O auge e declínio do chavismo
3 de dezembro de 2015Em vida, o ex-presidente venezuelano Hugo Chávez (1954-2013) prometeu a milhões de seguidores um futuro próspero e não tão distante, patrocinado pelo "socialismo do século 21".
Quase três anos após sua morte, o saldo desse projeto político é negativo, e seu partido teme um acerto de contas da população nas eleições parlamentares de 6 de dezembro.
A DW conversou com dois especialistas em Venezuela sobre a evolução do chavismo e o que as pesquisas locais descrevem como um minguante apoio popular.
Para o cientista político Jesús Azcargorta, Chávez criticou duramente o status quo que a maioria dos venezuelanos associava a corrupção e elitismo quando foi candidato à presidência em 1998.
"Chávez atraiu distintos grupos sociais e instrumentalizou muito bem a noção de 'povo' para se aproximar de cidadãos comuns, promovendo-se como seu interlocutor direto no Estado.
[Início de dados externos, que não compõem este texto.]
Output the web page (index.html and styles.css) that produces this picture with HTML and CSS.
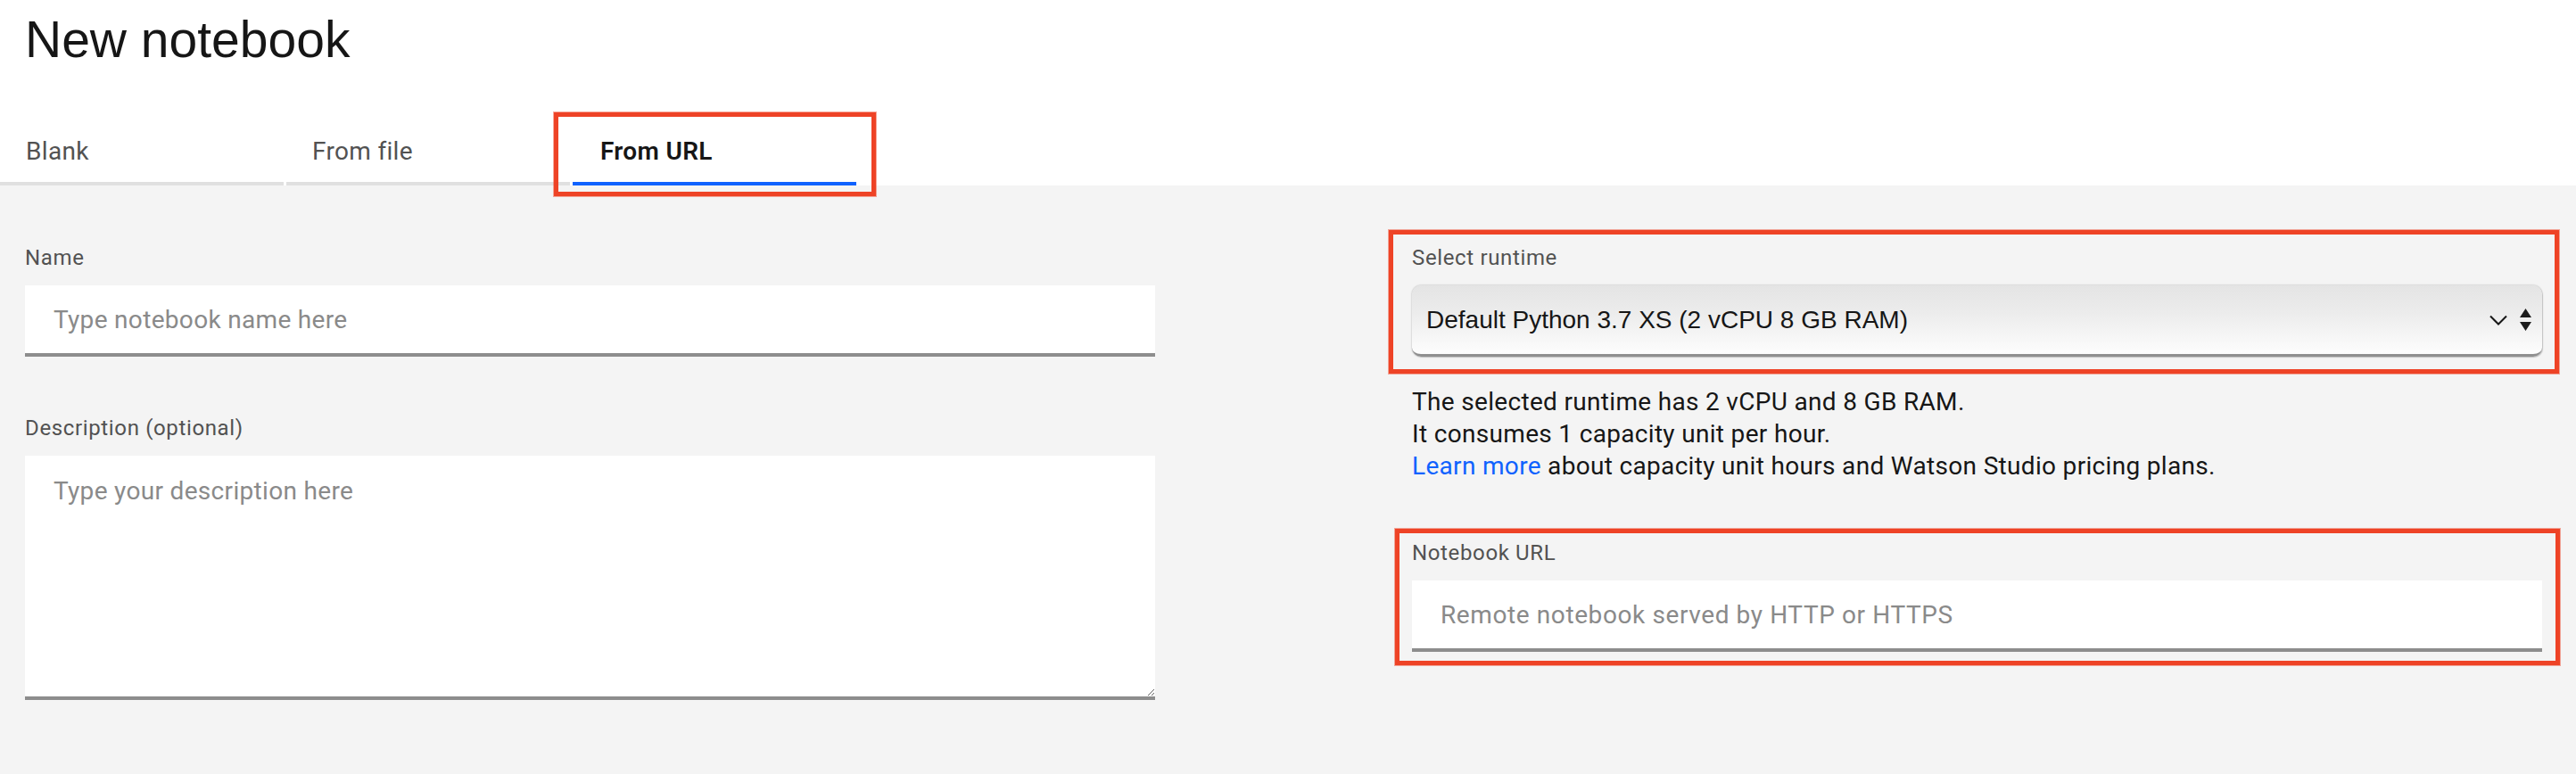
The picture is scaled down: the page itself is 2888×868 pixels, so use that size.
FILE: index.html
```html
<!DOCTYPE html>
<html lang="en">
<head>
<meta charset="utf-8">
<title>New notebook</title>
<link rel="stylesheet" href="styles.css">
</head>
<body>
<div class="page">
  <header class="header">
    <h1 class="title">New notebook</h1>
    <nav class="tabs">
      <div class="tab">Blank</div>
      <div class="tab">From file</div>
      <div class="tab tab-selected">From URL<span class="callout callout-tab"></span></div>
    </nav>
  </header>
  <main class="content">
    <section class="col">
      <div class="field">
        <label class="label" for="nb-name">Name</label>
        <input class="text-input" id="nb-name" type="text" placeholder="Type notebook name here">
      </div>
      <div class="field field-gap">
        <label class="label" for="nb-desc">Description (optional)</label>
        <textarea class="text-area" id="nb-desc" placeholder="Type your description here"></textarea>
      </div>
    </section>
    <section class="col">
      <div class="field">
        <span class="callout callout-runtime"></span>
        <div class="label">Select runtime</div>
        <div class="select">
          <span class="select-text">Default Python 3.7 XS (2 vCPU 8 GB RAM)</span>
          <svg class="chev" width="20" height="12" viewBox="0 0 20 12"><path d="M1 1.5 L10 10.5 L19 1.5" fill="none" stroke="#161616" stroke-width="2"/></svg>
          <svg class="updown" width="13" height="26" viewBox="0 0 13 26"><path d="M6.5 0 L13 10 L0 10 Z M0 15 L13 15 L6.5 25 Z" fill="#1c1c1c"/></svg>
        </div>
      </div>
      <p class="info">The selected runtime has 2 vCPU and 8 GB RAM.<br>It consumes 1 capacity unit per hour.<br><a class="link" href="#">Learn more</a> about capacity unit hours and Watson Studio pricing plans.</p>
      <div class="field url-field">
        <span class="callout callout-url"></span>
        <label class="label" for="nb-url">Notebook URL</label>
        <input class="text-input url-input" id="nb-url" type="text" placeholder="Remote notebook served by HTTP or HTTPS">
      </div>
    </section>
  </main>
</div>
</body>
</html>
```
FILE: styles.css
```css
html, body {
  margin: 0;
  padding: 0;
}
body {
  background: #f4f4f4;
  font-family: Roboto, "Liberation Sans", sans-serif;
  color: #161616;
  width: 2888px;
  height: 868px;
  overflow: hidden;
}
.page {
  min-height: 868px;
  display: flex;
  flex-direction: column;
}
.header {
  background: #ffffff;
}
.title {
  margin: 0;
  padding: 12px 0 0 28px;
  font-family: "Liberation Sans", Arial, sans-serif;
  font-weight: 400;
  font-size: 57px;
  line-height: 64px;
  color: #161616;
  margin-bottom: 76px;
}
.tabs {
  display: flex;
  gap: 3px;
}
.tab {
  position: relative;
  width: 318px;
  box-sizing: border-box;
  padding: 0 0 16px 29px;
  font-size: 28px;
  line-height: 36px;
  letter-spacing: 0.32px;
  color: #525252;
  border-bottom: 4px solid #e0e0e0;
}
.tab-selected {
  color: #161616;
  font-weight: 600;
  border-bottom-color: #0f62fe;
  padding-left: 31px;
}
.callout {
  position: absolute;
  border: 5px solid #ee4326;
  box-shadow: 0 0 0 1px rgba(238, 67, 38, 0.45);
  pointer-events: none;
}
.callout-tab {
  left: -21px;
  right: -22px;
  top: -26px;
  bottom: -16px;
}
.content {
  flex: 1;
  display: grid;
  grid-template-columns: 1267px 1267px;
  column-gap: 288px;
  padding: 65px 39px 0 28px;
  align-content: start;
}
.col {
  display: flex;
  flex-direction: column;
}
.field {
  position: relative;
  display: flex;
  flex-direction: column;
}
.field-gap {
  margin-top: 64px;
}
.label {
  font-size: 24px;
  line-height: 32px;
  letter-spacing: 0.64px;
  color: #525252;
  margin-bottom: 15px;
}
.text-input {
  height: 80px;
  box-sizing: border-box;
  border: none;
  border-bottom: 4px solid #8d8d8d;
  background: #ffffff;
  padding: 0 32px;
  font-family: Roboto, sans-serif;
  font-size: 28px;
  letter-spacing: 0.32px;
  color: #161616;
  outline: none;
  margin: 0;
}
.url-input {
  letter-spacing: 0.6px;
}
.text-area {
  height: 274px;
  box-sizing: border-box;
  border: none;
  border-bottom: 4px solid #8d8d8d;
  background: #ffffff;
  padding: 22px 32px;
  font-family: Roboto, sans-serif;
  font-size: 28px;
  line-height: 36px;
  letter-spacing: 0.32px;
  color: #161616;
  outline: none;
  margin: 0;
  resize: both;
}
.text-input::placeholder,
.text-area::placeholder {
  color: #8a8a8a;
}
.select {
  height: 80px;
  box-sizing: border-box;
  display: flex;
  align-items: center;
  gap: 14px;
  padding: 0 12px 0 16px;
  border-radius: 10px;
  background: linear-gradient(#e4e4e4 0%, #ececec 40%, #fdfdfd 100%);
  border-bottom: 3px solid #8f8f8f;
  box-shadow: 0 0 2px rgba(0, 0, 0, 0.35), 1px 1px 1px rgba(0, 0, 0, 0.12);
}
.select-text {
  flex: 1;
  font-family: "Liberation Sans", Arial, sans-serif;
  font-size: 28px;
  color: #161616;
  white-space: nowrap;
}
.chev, .updown {
  flex: none;
  display: block;
}
.callout-runtime {
  left: -26px;
  right: -19px;
  top: -15px;
  bottom: -19px;
}
.info {
  margin: 33px 0 0 0;
  font-size: 28px;
  line-height: 36px;
  letter-spacing: 0.32px;
  color: #161616;
}
.link {
  color: #0f62fe;
  text-decoration: none;
}
.url-field {
  margin-top: 63px;
}
.callout-url {
  left: -19px;
  right: -20px;
  top: -11px;
  bottom: -15px;
}
```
Por outro lado, o mandato de Chávez (1999-2013) foi muito bem afortunado", comenta Azcargorta, autor do livro Los partidos monopólicos latinoamericanos.
Chávez, um político de sorte
O pesquisador explica, ainda, que a sorte desempenha um papel nada desprezível na política. Para ele, por contar tanto tempo com os altos preços do barril de petróleo no mercado internacional, Chávez teve a sorte que não tiveram seu predecessor na presidência, Rafael Caldera (1994-1999), nem seu sucessor, Nicolás Maduro.
"Além disso, Chávez chegou ao poder quando começava um novo auge da esquerda na América Latina e isso lhe garantiu apoios duradouros", afirma Azcargorta.
Claudia Zilla, do Instituto Alemão de Relações Internacionais e Segurança (SWP, na sigla em alemão), não está certa de que o isolamento progressivo dao chavismo na América Latina influencie a política interna do país a ponto de catalizar a atual queda de popularidade do governista Partido Socialista Unido da Venezuela (PSUV) que, de acordo com as pesquisas, deverá perder a sua hegemonia na Assembleia Nacional.
Mas, como Azcargorta, a especialista aponta que os fatores materiais não explicam, por si só, nem o período de ascensão nem o declínio do chavismo.
Uma nova exclusão
Para entender o que acontece com a "revolução bolivariana", é essencial fazer um balanço dos elementos tangíveis e intangíveis. Zilla afirma que o boom petroleiro permitiu a Chávez criar programas sociais e também desenvolver, por muitos anos, um discurso populista convincente.
"Esse discurso politizou fenômenos como a desigualdade econômica e chamou a atenção para a exclusão social de diversos setores da sociedade venezuelana, com a intenção de polarizar e fazer distinções entre o 'povo' e a 'elite'", afirma a especialista do SWP.
Ela acrescenta, ainda, que essa forma de política simbólica tem um alto poder de persuasão em países com carências notáveis, onde muitos estão ou se sentem excluídos em termos econômicos, sociais, culturais e de identidade.
"Além dos benefícios materiais que os setores marginalizados da Venezuela receberam, a argumentação de Chávez alimentou um sentido de pertencimento da população. Ele lhes disse 'vocês são o povo e agora governamos para vocês'", opina Zilla.
Mas, segundo a pesquisadora, esse processo de inclusão funcionou até que deixou de ser a prioridade. O objetivo do chavismo, que se impôs com o tempo, acabou se tornando uma nova exclusão: "a estigmatização pública, a agressão física e a detenção arbitrária de quem protesta contra os desatinos dos funcionários públicos ou criticam as políticas do governo, por exemplo".
"Esses desaforos do Estado estão causando problemas agora porque ninguém encontra leite no supermercado. O imaterial tem um peso maior para as pessoas apenas quando o material deixa de satisfazer suas necessidades", conclui Zilla.